__Task objective__: Using the material below, print the line that contains "Write a component", the line that contains "const cols = [1,2,3,4,5,6,7,8,9];", and every line in between, exactly and nothing else.

__Records for this task__:

==========

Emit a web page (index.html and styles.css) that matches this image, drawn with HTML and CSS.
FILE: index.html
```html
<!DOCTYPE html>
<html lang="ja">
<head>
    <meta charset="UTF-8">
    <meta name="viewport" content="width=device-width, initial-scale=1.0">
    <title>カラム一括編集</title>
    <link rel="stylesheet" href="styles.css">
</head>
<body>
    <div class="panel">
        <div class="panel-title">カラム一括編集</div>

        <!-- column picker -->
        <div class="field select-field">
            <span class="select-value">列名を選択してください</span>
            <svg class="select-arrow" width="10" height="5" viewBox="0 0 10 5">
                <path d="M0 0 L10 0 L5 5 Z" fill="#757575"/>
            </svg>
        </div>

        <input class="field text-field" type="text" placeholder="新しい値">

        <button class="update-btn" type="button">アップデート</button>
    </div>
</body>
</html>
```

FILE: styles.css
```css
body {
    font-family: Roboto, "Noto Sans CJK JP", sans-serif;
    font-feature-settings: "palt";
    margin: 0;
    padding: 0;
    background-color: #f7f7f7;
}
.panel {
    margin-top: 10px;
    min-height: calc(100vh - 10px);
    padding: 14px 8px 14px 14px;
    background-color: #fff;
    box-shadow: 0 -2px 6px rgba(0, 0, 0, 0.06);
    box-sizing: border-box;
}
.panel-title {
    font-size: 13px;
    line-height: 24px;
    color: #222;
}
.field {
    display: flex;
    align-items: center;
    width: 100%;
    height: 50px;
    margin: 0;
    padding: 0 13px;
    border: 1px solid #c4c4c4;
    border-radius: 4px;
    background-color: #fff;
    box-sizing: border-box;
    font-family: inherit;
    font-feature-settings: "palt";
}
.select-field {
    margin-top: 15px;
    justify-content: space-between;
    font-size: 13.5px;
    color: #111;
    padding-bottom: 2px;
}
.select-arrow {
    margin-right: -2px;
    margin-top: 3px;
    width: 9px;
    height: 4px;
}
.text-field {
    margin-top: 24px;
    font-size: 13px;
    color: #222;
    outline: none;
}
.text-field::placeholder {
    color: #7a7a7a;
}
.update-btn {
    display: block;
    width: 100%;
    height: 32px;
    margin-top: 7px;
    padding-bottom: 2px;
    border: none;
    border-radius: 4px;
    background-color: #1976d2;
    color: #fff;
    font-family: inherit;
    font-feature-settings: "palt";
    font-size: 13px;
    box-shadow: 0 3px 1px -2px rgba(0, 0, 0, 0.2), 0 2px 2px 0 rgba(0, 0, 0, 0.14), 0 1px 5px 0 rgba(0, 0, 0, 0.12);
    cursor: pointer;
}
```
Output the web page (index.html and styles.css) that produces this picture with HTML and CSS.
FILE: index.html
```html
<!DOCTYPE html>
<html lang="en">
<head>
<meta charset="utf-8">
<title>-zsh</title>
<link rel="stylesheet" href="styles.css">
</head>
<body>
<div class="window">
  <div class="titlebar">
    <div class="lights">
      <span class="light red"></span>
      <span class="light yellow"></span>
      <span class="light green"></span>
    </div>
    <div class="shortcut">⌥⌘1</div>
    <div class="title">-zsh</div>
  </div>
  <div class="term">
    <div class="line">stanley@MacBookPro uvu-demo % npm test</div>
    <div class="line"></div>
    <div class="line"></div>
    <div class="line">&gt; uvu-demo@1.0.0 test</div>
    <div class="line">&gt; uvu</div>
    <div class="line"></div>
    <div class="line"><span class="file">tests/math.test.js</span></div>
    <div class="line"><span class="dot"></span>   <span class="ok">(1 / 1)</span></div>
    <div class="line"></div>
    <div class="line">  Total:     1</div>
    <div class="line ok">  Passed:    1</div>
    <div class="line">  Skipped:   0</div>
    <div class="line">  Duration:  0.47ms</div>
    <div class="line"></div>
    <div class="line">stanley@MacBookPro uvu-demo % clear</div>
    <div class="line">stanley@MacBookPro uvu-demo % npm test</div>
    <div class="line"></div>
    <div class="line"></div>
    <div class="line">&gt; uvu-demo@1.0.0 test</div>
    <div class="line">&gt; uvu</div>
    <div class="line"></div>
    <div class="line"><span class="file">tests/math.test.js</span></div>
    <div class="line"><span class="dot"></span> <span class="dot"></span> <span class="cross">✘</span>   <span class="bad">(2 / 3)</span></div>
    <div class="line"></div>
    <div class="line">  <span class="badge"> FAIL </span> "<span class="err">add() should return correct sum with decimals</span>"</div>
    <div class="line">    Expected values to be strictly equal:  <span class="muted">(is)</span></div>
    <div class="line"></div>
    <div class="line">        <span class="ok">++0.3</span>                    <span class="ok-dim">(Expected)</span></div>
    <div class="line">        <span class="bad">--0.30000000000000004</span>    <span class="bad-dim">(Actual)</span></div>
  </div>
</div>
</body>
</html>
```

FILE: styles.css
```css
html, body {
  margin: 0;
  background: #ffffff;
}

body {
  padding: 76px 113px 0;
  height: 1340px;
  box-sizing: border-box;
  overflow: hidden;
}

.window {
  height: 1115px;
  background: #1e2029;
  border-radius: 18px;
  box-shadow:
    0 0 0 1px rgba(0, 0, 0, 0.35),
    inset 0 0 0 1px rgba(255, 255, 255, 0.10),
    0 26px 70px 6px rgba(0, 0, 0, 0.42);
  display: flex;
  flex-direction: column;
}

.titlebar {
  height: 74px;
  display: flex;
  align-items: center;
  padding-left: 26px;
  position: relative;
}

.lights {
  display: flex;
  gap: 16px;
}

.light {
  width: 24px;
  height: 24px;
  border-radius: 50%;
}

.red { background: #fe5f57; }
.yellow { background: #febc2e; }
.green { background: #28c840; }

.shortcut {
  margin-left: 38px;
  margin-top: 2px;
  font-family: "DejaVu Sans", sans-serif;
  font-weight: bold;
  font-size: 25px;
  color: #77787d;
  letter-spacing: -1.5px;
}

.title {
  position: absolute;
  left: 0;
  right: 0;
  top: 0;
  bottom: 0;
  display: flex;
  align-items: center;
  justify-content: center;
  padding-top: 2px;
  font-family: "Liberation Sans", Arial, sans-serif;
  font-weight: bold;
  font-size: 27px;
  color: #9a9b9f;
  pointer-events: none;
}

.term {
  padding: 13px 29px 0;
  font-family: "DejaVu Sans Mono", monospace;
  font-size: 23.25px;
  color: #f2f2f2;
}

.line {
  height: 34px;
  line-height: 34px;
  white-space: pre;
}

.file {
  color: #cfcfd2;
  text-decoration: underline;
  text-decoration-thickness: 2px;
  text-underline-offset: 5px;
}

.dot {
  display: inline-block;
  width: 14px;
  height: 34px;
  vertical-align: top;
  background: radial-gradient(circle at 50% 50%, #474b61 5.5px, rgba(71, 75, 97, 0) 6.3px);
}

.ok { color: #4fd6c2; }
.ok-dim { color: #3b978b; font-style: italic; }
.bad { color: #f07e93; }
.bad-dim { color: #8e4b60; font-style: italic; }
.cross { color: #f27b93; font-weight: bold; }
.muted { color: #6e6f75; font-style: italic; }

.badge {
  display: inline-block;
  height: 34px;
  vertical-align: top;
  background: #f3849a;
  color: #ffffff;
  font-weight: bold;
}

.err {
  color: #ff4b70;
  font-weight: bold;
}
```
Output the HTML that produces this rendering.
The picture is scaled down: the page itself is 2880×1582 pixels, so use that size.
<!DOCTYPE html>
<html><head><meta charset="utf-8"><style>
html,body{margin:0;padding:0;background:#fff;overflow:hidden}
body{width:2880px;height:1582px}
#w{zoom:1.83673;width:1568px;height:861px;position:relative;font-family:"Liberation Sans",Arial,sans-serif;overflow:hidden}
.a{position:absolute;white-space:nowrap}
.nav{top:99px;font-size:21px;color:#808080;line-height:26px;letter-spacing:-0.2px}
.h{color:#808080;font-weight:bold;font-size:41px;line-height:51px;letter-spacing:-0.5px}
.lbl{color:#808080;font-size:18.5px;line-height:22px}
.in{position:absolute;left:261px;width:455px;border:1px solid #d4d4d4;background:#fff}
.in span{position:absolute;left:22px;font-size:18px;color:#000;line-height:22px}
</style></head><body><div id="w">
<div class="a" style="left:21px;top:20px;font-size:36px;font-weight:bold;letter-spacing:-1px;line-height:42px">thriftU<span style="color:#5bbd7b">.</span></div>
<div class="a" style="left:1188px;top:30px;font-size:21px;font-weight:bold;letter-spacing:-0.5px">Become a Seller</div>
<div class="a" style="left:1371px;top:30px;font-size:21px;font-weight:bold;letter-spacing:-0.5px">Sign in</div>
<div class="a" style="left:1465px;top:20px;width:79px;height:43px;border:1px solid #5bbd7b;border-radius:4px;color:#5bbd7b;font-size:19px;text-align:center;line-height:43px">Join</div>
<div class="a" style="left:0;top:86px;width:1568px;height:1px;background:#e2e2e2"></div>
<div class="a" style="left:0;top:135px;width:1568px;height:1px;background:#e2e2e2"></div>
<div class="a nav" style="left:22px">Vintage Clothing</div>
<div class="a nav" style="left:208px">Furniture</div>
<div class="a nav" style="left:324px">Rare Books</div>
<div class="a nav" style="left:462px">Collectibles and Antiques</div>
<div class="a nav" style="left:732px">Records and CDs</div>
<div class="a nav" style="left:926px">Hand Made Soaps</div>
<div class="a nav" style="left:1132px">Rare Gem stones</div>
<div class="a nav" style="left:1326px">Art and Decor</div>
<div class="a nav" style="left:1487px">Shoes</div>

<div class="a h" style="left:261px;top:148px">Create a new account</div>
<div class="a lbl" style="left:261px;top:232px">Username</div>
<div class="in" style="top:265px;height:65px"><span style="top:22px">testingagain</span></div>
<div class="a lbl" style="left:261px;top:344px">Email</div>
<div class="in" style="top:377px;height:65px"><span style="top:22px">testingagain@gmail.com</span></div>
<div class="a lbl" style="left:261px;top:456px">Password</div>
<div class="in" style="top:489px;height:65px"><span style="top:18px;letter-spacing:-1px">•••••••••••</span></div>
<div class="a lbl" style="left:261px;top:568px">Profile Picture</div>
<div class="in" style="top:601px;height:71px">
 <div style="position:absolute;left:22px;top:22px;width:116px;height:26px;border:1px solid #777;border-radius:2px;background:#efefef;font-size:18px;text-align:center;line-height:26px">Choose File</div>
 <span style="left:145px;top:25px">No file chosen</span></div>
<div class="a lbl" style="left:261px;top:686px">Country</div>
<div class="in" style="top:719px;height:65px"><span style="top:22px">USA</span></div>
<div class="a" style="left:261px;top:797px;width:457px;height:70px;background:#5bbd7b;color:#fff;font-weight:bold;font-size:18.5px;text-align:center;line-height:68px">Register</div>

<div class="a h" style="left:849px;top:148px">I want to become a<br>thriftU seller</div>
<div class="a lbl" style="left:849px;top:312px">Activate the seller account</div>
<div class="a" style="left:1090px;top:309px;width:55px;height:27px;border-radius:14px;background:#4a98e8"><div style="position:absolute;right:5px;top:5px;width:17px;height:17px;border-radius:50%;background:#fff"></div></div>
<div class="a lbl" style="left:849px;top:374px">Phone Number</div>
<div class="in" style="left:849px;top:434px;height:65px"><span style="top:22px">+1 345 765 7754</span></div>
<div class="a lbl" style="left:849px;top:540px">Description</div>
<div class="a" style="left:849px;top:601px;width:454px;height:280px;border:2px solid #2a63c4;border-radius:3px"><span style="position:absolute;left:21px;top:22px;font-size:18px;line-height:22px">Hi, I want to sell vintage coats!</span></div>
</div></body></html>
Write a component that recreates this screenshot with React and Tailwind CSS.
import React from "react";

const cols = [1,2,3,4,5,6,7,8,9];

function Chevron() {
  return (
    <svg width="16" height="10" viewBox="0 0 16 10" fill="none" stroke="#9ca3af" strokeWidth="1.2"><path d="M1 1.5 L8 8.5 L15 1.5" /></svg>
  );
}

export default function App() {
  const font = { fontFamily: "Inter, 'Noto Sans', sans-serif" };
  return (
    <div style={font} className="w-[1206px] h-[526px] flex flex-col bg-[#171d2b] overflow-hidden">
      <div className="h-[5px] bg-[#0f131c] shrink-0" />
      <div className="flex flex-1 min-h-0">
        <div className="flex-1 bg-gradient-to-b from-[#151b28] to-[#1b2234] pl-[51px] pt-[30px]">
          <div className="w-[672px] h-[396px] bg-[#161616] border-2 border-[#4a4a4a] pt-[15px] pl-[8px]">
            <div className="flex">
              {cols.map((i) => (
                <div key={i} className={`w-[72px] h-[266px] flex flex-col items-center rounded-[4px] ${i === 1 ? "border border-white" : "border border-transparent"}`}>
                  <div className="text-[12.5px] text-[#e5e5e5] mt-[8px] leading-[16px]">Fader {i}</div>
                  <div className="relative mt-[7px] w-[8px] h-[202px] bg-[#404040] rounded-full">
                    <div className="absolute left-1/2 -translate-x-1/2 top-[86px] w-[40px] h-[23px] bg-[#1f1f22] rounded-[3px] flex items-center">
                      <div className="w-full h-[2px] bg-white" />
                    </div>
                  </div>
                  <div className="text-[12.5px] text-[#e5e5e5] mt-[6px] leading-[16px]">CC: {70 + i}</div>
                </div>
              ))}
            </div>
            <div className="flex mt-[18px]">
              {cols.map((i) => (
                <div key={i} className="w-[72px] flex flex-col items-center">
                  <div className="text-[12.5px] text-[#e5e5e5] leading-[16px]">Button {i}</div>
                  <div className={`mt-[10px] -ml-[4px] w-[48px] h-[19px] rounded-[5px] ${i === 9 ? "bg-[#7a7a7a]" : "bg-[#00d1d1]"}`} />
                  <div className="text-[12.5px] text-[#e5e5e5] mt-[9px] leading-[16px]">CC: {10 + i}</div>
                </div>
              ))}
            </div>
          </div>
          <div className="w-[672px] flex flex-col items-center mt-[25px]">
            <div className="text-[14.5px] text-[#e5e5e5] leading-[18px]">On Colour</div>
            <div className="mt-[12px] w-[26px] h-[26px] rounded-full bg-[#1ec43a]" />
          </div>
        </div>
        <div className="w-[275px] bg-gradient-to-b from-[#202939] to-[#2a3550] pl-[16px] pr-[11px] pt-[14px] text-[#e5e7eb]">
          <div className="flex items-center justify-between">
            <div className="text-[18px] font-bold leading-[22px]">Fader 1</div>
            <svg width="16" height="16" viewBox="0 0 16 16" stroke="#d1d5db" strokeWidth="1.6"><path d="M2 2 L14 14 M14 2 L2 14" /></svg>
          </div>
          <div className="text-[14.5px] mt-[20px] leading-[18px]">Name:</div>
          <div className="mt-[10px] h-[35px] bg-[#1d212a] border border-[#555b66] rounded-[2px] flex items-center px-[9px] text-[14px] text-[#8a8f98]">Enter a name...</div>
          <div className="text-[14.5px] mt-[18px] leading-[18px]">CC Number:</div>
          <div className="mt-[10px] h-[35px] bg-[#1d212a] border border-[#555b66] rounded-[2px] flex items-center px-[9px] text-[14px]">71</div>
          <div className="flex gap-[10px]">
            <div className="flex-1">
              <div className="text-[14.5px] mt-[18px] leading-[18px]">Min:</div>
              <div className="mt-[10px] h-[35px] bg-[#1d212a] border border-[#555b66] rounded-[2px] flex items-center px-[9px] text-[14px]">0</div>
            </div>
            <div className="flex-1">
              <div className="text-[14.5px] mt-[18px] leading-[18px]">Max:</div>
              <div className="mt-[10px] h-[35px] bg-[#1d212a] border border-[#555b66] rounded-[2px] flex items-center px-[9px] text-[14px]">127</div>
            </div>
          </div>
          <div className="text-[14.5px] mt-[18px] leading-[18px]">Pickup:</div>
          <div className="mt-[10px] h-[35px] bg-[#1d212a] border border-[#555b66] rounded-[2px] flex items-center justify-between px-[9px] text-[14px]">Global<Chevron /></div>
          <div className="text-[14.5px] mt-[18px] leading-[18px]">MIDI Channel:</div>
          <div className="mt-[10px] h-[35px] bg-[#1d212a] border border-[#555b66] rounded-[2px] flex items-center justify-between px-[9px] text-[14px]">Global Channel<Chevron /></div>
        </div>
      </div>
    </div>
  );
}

==========

__Response for this exercise__:
Write a component that recreates this screenshot with React and Tailwind CSS.
import React from "react";

const cols = [1,2,3,4,5,6,7,8,9];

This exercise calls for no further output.